▸ **Goal**:
Find the lines containing the word "styles" and copy every one of them.
[Start]
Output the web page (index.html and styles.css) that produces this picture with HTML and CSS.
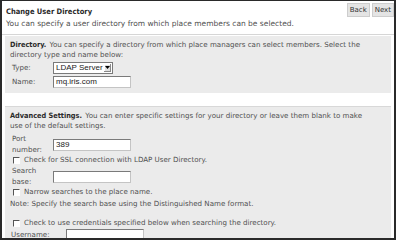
FILE: index.html
```html
<!DOCTYPE html>
<html>
<head>
<meta charset="utf-8">
<link rel="stylesheet" href="styles.css">
</head>
<body>
<div class="frame">
  <div class="header">
    <div class="head-text">
      <div class="title">Change User Directory</div>
      <div class="sub">You can specify a user directory from which place members can be selected.</div>
    </div>
    <div class="buttons">
      <span class="btn">Back</span><span class="btn">Next</span>
    </div>
  </div>
  <div class="panel p1">
    <p class="lead"><b>Directory.</b> You can specify a directory from which place managers can select members. Select the directory type and name below:</p>
    <div class="row r-type">
      <span class="lbl">Type:</span>
      <span class="select"><span class="sel-text">LDAP Server</span><span class="arrow"><svg width="5" height="4" viewBox="0 0 5 4"><path d="M0 0h5L2.5 3z" fill="#000"/></svg></span></span>
    </div>
    <div class="row r-name">
      <span class="lbl">Name:</span>
      <span class="input">mq.iris.com</span>
    </div>
  </div>
  <div class="panel p2">
    <p class="lead"><b>Advanced Settings.</b> You can enter specific settings for your directory or leave them blank to make use of the default settings.</p>
    <div class="row two r-port">
      <span class="lbl">Port<br>number:</span>
      <span class="input">389</span>
    </div>
    <div class="check"><span class="box"></span>Check for SSL connection with LDAP User Directory.</div>
    <div class="row two r-base">
      <span class="lbl">Search<br>base:</span>
      <span class="input"></span>
    </div>
    <div class="check"><span class="box"></span>Narrow searches to the place name.</div>
    <div class="note">Note: Specify the search base using the Distinguished Name format.</div>
    <div class="check c2"><span class="box"></span>Check to use credentials specified below when searching the directory.</div>
    <div class="row r-user">
      <span class="lbl wide">Username:</span>
      <span class="input"></span>
    </div>
  </div>
</div>
</body>
</html>
```
FILE: styles.css
```css
html, body { margin: 0; padding: 0; background: #fff; }
body { font-family: "DejaVu Sans", Verdana, sans-serif; font-size: 7.5px; color: #505050; }
.frame {
  width: 396px; height: 240px; box-sizing: border-box;
  border-left: 2px solid #2a2a2a; border-right: 2px solid #2a2a2a;
  border-top: 1px solid #2a2a2a; border-bottom: 2px solid #2a2a2a;
  overflow: hidden;
}
.header { display: flex; justify-content: space-between; padding: 2px 0 0 4px; height: 31px; border-bottom: 1px solid #d6d6d6; }
.head-text { padding-top: 3px; }
.title { font-family: "DejaVu Sans Condensed", "DejaVu Sans", sans-serif; font-weight: bold; color: #2a2a2a; line-height: 12px; }
.sub { line-height: 12px; }
.buttons { display: flex; gap: 2px; }
.btn { background: #e4e4e4; border: 1px solid #cdcdcd; color: #333; font-size: 7px; height: 12px; line-height: 12px; padding: 0 2px; }
.panel { background: #ebebeb; margin: 1px 3px 0 3px; padding: 4px 9px 5px 5px; font-size: 7.1px; }
.p2 { margin-top: 13px; border-top: 1px solid #d8d8d8; padding: 4px 16px 5px 5px; height: 140px; }
.lead { margin: 0; line-height: 10px; }
.lead b { font-family: "DejaVu Sans Condensed", "DejaVu Sans", sans-serif; color: #2a2a2a; font-size: 7.3px; margin-right: 1px; }
.row { display: flex; align-items: center; margin-top: 2px; }
.r-port { margin-top: 3px; }
.r-base { margin-top: 1px; }
.r-user { margin-top: 1px; }
.lbl { width: 41px; padding-left: 2px; line-height: 10.5px; flex: none; }
.lbl.wide { width: 55px; padding-left: 1px; }
.input { display: inline-block; width: 74px; height: 10px; background: #fff; border: 1px solid #7a7a7a; border-right-color: #c4c4c4; border-bottom-color: #c4c4c4; font-family: "Liberation Sans", Arial, sans-serif; font-size: 8px; line-height: 10px; padding-left: 2px; color: #222; }
.select { display: inline-flex; width: 58px; height: 10px; background: #fff; border: 1px solid #7a7a7a; font-family: "Liberation Sans", Arial, sans-serif; font-size: 8px; line-height: 10px; color: #222; justify-content: space-between; white-space: nowrap; }
.sel-text { padding-left: 2px; }
.arrow { width: 9px; height: 8px; margin: 1px; background: #e0e0e0; box-shadow: inset -1px -1px #888, inset 1px 1px #fff; display: flex; align-items: center; justify-content: center; }
.check { display: flex; align-items: center; padding-left: 3px; line-height: 10px; }
.box { width: 5px; height: 5px; border-left: 1px solid #555; border-top: 1px solid #555; border-right: 1px solid #fff; border-bottom: 1px solid #fff; background: #fff; margin-right: 4px; }
.note { margin-top: 2px; line-height: 10px; }
.c2 { margin-top: 9px; }
```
[End]
▸ **Reply to the exercise**:
Output the web page (index.html and styles.css) that produces this picture with HTML and CSS.
<link rel="stylesheet" href="styles.css">
FILE: styles.css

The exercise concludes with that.